Chicago: Mercy Portfolio Services, a subsidiary of Mercy Housing

“How do we knit together the capacity, whether it’s the developer, lawyers, title companies, lenders, and define the deal so that we can move properties with as much velocity as possible?” — Bill Goldsmith, president, Mercy Portfolio Services

Mercy Portfolio Services administers Chicago’s $169 million Neighborhood Stabilization Program. It handles acquisition, and then makes properties available to developer partners, which include a few large nonprofits, but primarily for-profits that have the capacity and equity for a quick turnaround.

Unlike many NSP programs, MPS has chosen not to focus on single-family homes. So many properties are not actually in REO status and available for purchase, and the others owned by so many different lenders, that acquiring enough of a critical mass on one block or in one neighborhood to make a difference is hard with single-family properties, says MPS president Bill Goldsmith.

So MPS focuses on the multifamily rental properties that sit on most corners in the NSP target neighborhoods.
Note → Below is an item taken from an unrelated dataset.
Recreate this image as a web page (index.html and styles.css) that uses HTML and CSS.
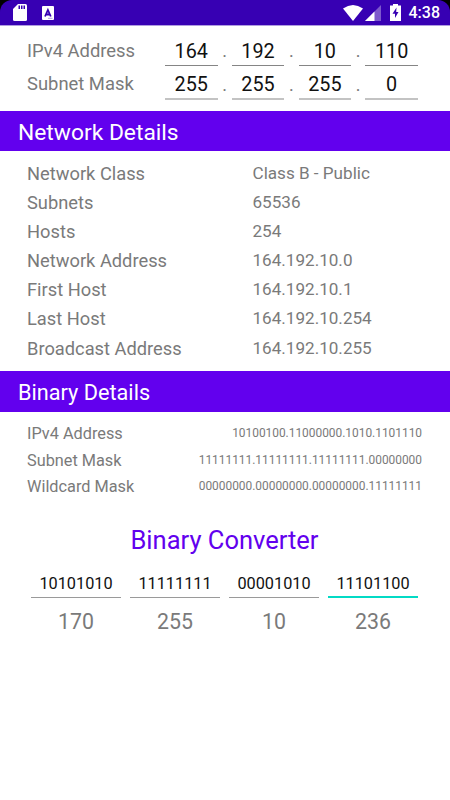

They serve as gateway or marquee buildings for blocks of one- to four-unit houses, and therefore generate a large enough revitalizing effect that it’s even worth pursuing getting those that are vacant but not yet REO into REO status and eligible for acquisition. “You’re going to get your velocity by way of 12- to 48-unit walk-up buildings,” Goldsmith says. “If I tried to move 48 single-family homes into REO status, I’d be doing it until 2020.”

Focusing on rentals also makes more sense from a cost-per-unit standpoint, and favors an already strong Chicago rental market, according to Goldsmith. “The last thing I want is one of our developers with 12 to 15 houses she can’t move. How is that helpful?”
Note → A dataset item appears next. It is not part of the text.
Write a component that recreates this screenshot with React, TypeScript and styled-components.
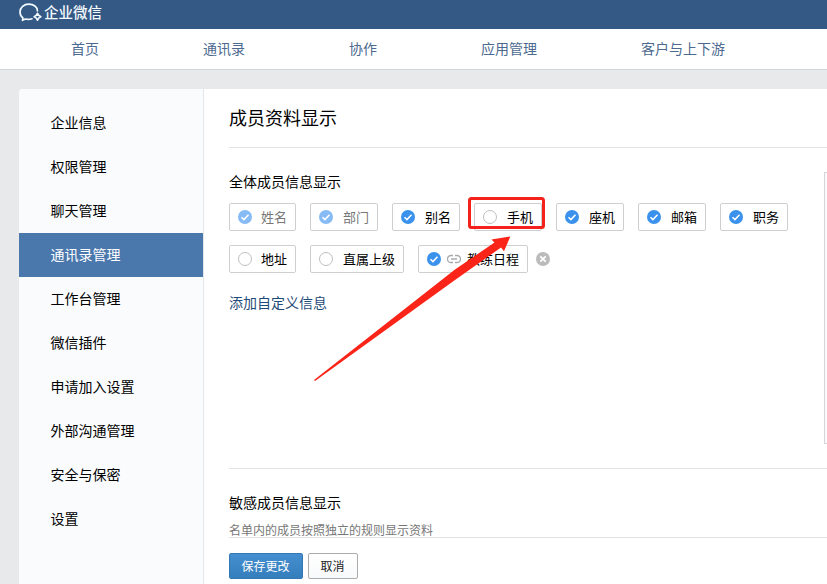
import React from "react";
import styled, { createGlobalStyle } from "styled-components";

const Global = createGlobalStyle`
  * { box-sizing: border-box; }
  body {
    margin: 0;
    overflow: hidden;
    background: #e7e9eb;
    color: #000;
    font: 14px/20px "Noto Sans CJK SC", sans-serif;
  }
  button { font-family: inherit; }
`;

const Page = styled.div`
  position: relative;
  width: 827px;
  height: 584px;
  overflow: hidden;
  display: flex;
  flex-direction: column;
`;

const TopBar = styled.header`
  flex: none;
  height: 29px;
  padding: 0 0 4px 18px;
  display: flex;
  align-items: center;
  gap: 1px;
  background: #345985;
  color: #f4fbff;
  font-size: 14.5px;
  font-weight: 500;
  line-height: 20px;
`;

const Brand = styled.span`
  padding-bottom: 2px;
`;

const Nav = styled.nav`
  flex: none;
  height: 41px;
  padding: 0 0 2px 71px;
  display: flex;
  align-items: center;
  gap: 104px;
  background: #fff;
  border-bottom: 1px solid #d3d6d9;
  color: #4c6a8f;
  white-space: nowrap;
`;

const NavItem = styled.a``;

const Card = styled.div`
  flex: 1;
  margin: 19px 0 0 19px;
  display: flex;
  background: #fff;
  border-top-left-radius: 4px;
  overflow: hidden;
`;

const Sidebar = styled.aside`
  flex: none;
  width: 185px;
  padding-top: 12px;
  background: #f9fbfd;
  border-right: 1px solid #e4e8eb;
`;

const SideItem = styled.div<{ $active?: boolean }>`
  height: 44px;
  padding-left: 31.5px;
  line-height: 42px;
  color: ${(p) => (p.$active ? "#fff" : "#000")};
  background: ${(p) => (p.$active ? "#4a77ac" : "transparent")};
`;

const Main = styled.main`
  flex: 1;
  min-width: 0;
  padding-left: 25px;
  display: flex;
  flex-direction: column;
`;

const Title = styled.h1`
  margin: 0;
  height: 59px;
  padding-top: 16px;
  border-bottom: 1px solid #e2e4e6;
  font-size: 18px;
  font-weight: 400;
  line-height: 24px;
`;

const MemberSection = styled.section`
  height: 321px;
  border-bottom: 1px solid #e2e4e6;
  display: flex;
  justify-content: space-between;
`;

const Fields = styled.div`
  padding-top: 23px;
`;

const SectionTitle = styled.h2`
  margin: 0;
  font-size: 14px;
  line-height: 20px;
  font-weight: 400;
`;

const ChipRow = styled.div<{ $top: number }>`
  display: flex;
  align-items: center;
  gap: 14px;
  margin-top: ${(p) => p.$top}px;
`;

const Chip = styled.label<{ $width: number; $disabled?: boolean }>`
  width: ${(p) => p.$width}px;
  height: 28px;
  padding: 0 8px;
  display: flex;
  align-items: center;
  justify-content: space-between;
  border: 1px solid #cdcfd1;
  border-radius: 2px;
  color: ${(p) => (p.$disabled ? "#777" : "#000")};
  font-size: 13px;
  line-height: 26px;
  white-space: nowrap;
  svg { flex: none; }
`;

const ClearButton = styled.span`
  display: flex;
  margin-left: -6px;
`;

const AddLink = styled.a`
  display: block;
  margin-top: 19px;
  color: #1f4b78;
`;

const Preview = styled.div`
  width: 3px;
  height: 272px;
  margin-top: 24px;
  border: 1px solid #d5d6d8;
  border-right: 0;
  background: #fafafc;
`;

const SensitiveSection = styled.section`
  height: 69px;
  padding-top: 23px;
  border-bottom: 1px solid #dfe1e3;
`;

const Hint = styled.p`
  margin: 9px 0 0;
  color: #777;
  font-size: 12px;
  line-height: 18px;
`;

const Actions = styled.div`
  display: flex;
  gap: 5px;
  padding-top: 15px;
`;

const Button = styled.button<{ $primary?: boolean }>`
  width: ${(p) => (p.$primary ? 74 : 50)}px;
  height: 26px;
  padding: 0 1px 1px 0;
  border: 1px solid ${(p) => (p.$primary ? "#3477b5" : "#a9abad")};
  border-radius: 2px;
  background: ${(p) => (p.$primary ? "linear-gradient(#458fd0, #357ebc)" : "linear-gradient(#fff, #f8f9fa)")};
  color: ${(p) => (p.$primary ? "#fff" : "#222")};
  font-size: 12px;
  line-height: 22px;
`;

const Annotation = styled.svg`
  position: absolute;
  left: 0;
  top: 0;
  pointer-events: none;
`;

const Logo = () => (
  <svg width="25" height="25" viewBox="0 0 25 25" fill="none" stroke="#f0faff" strokeWidth="1.7" strokeLinecap="round" strokeLinejoin="round">
    <path d="M19.400 10.800C19.400 7 15.600 4.100 10.800 4.100S2 7.400 2 11.900c0 2.500 1.100 4.500 2.900 5.900L4.500 20.300l3-1.300c2.100.6 4.500.5 6.500-.2" />
    <path d="M19.500 13.400q.9 2.500 3.400 3.400-2.500.9-3.400 3.400-.9-2.500-3.400-3.400 2.500-.9 3.400-3.400z" />
  </svg>
);

const Check = ({ checked, disabled }: { checked: boolean; disabled?: boolean }) => (
  <svg width="14" height="14" viewBox="0 0 14 14" fill="none">
    {checked ? (
      <>
        <circle cx="7" cy="7" r="7" fill={disabled ? "#86bbf6" : "#3a92ec"} />
        <path d="M3.500 7.200l2.400 2.400 4.600-4.900" stroke="#fff" strokeWidth="1.500" />
      </>
    ) : (
      <circle cx="7" cy="7" r="6.500" stroke="#bcbec0" />
    )}
  </svg>
);

const LinkIcon = () => (
  <svg width="14" height="10" viewBox="0 0 14 10" fill="none" stroke="#a8abae" strokeWidth="1.300">
    <path d="M6 1.500H4a3.500 3.500 0 0 0 0 7h2M8 1.500h2a3.500 3.500 0 0 1 0 7H8M4 5h6" />
  </svg>
);

const ClearIcon = () => (
  <svg width="14" height="14" viewBox="0 0 14 14">
    <circle cx="7" cy="7" r="7" fill="#bbb" />
    <path d="M4.300 4.300l5.400 5.400M9.700 4.300L4.300 9.700" stroke="#fff" strokeWidth="1.800" />
  </svg>
);

type Field = { label: string; width: number; checked?: boolean; disabled?: boolean; linked?: boolean };

const firstRow: Field[] = [
  { label: "姓名", width: 67, checked: true, disabled: true },
  { label: "部门", width: 68, checked: true, disabled: true },
  { label: "别名", width: 68, checked: true },
  { label: "手机", width: 68 },
  { label: "座机", width: 68, checked: true },
  { label: "邮箱", width: 68, checked: true },
  { label: "职务", width: 68, checked: true },
];

const secondRow: Field[] = [
  { label: "地址", width: 67 },
  { label: "直属上级", width: 94 },
  { label: "教练日程", width: 110, checked: true, linked: true },
];

const sideItems = ["企业信息", "权限管理", "聊天管理", "通讯录管理", "工作台管理", "微信插件", "申请加入设置", "外部沟通管理", "安全与保密", "设置"];

const FieldChip = ({ label, width, checked = false, disabled, linked }: Field) => (
  <Chip $width={width} $disabled={disabled}>
    <Check checked={checked} disabled={disabled} />
    {linked && <LinkIcon />}
    <span>{label}</span>
  </Chip>
);

export default function App() {
  return (
    <Page>
      <Global />
      <TopBar><Logo /><Brand>企业微信</Brand></TopBar>
      <Nav>
        {["首页", "通讯录", "协作", "应用管理", "客户与上下游"].map((t) => <NavItem key={t}>{t}</NavItem>)}
      </Nav>
      <Card>
        <Sidebar>
          {sideItems.map((t) => <SideItem key={t} $active={t === "通讯录管理"}>{t}</SideItem>)}
        </Sidebar>
        <Main>
          <Title>成员资料显示</Title>
          <MemberSection>
            <Fields>
              <SectionTitle>全体成员信息显示</SectionTitle>
              <ChipRow $top={12}>{firstRow.map((f) => <FieldChip key={f.label} {...f} />)}</ChipRow>
              <ChipRow $top={14}>
                {secondRow.map((f) => <FieldChip key={f.label} {...f} />)}
                <ClearButton><ClearIcon /></ClearButton>
              </ChipRow>
              <AddLink>添加自定义信息</AddLink>
            </Fields>
            <Preview />
          </MemberSection>
          <SensitiveSection>
            <SectionTitle>敏感成员信息显示</SectionTitle>
            <Hint>名单内的成员按照独立的规则显示资料</Hint>
          </SensitiveSection>
          <Actions>
            <Button $primary>保存更改</Button>
            <Button>取消</Button>
          </Actions>
        </Main>
      </Card>
      <Annotation width="827" height="584" viewBox="0 0 827 584">
        <rect x="469.500" y="198.500" width="74" height="29" rx="2" fill="none" stroke="#f5221c" strokeWidth="3" />
        <path d="M314 380L455 269.500L494.500 242.500L491.500 239.500L510.300 236.500L504 251.300L501 247.500L455 280L315 381z" fill="#fb2418" />
      </Annotation>
    </Page>
  );
}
Mercy has rehabbed and sold or rented 800 units through NSP, but Goldsmith notes that simply “fixing a vacant property doesn’t make a community. In many cases, the value of the underlying asset doesn’t justify the cost of going through the foreclosure process.”

Chicago had nearly 30,000 foreclosure filings in the first half of 2011, and Mercy Housing knows NSP alone cannot handle the problem at hand, which is why it is developing other interventions, such as the Mortgage Resolution Fund (see p 14).

Goldsmith doesn’t rule out single-family acquisitions, either. They have been about 25 percent of their purchases so far, often by request of a partner. “The way to create scale and momentum, is corner properties,” says Goldsmith. “Then you can come back and focus on single-family. From an expenditure perspective, even though it’s slow on the front end, I think it’s the right sequence.”